Exploring plasmons and graphene

Many experiments with nanoscale sensor design have explored the possibilities of surface plasmon polaritons (SPPs)—electromagnetic surface waves stimulated by light. The resonance of the surface plasmons can shift dramatically due to small changes in the refractive index of the sensing medium.

SPP experiments often use noble metals as plasmonic surfaces, but these materials respond only to visible wavelengths of light. Some previous sensors designed with patterned metamaterials detect only one particular frequency that is fixed at the time the sensor is built.
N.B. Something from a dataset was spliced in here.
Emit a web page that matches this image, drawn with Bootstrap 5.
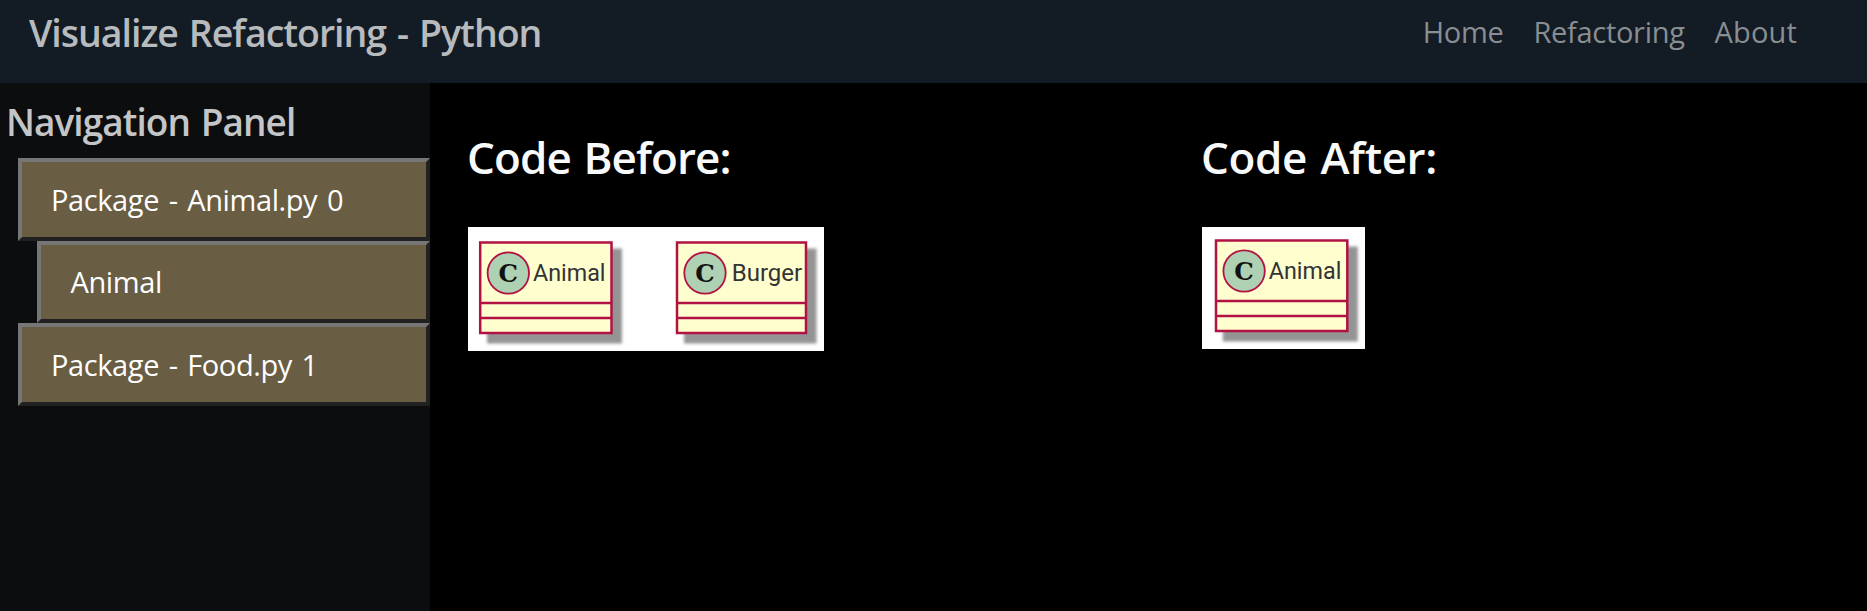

The team at China Jiliang University in Hangzhou turned to graphene, which interacts well with infrared light, and proposed a design that employs it as the plasmonic material atop a dielectric substrate of calcium fluoride. Using computer simulations, the scientists explored what would happen if they shaped the graphene into 40-nm-radius disks, with each disk containing a small, off-center circular defect in its crystalline structure. An ion-gel layer on top of the graphene disks delivers a bias voltage to the setup.

Introducing defects

The presence of the defect stimulates a phenomenon called plasmon hybridization, which produces dual-band resonance peaks in the mid-infrared spectrum. Moving the location of the defects within the disks in the x-y plane and measuring the resulting changes in the transmission spectra shows that the array is polarization-sensitive. Scientists can change the sensitivity of the sensor to detect different substances by adjusting the applied voltage.

Putting the sensor near a substance of interest changes the refractive index of the sensor, thus registering a detection. The China Jiliang team reported that the sensitivity of their proposed design reached 550 cm–1 per refractive index unit.

Researchers from Zhejiang University of Technology in China and the Technical University of Denmark also contributed to the study.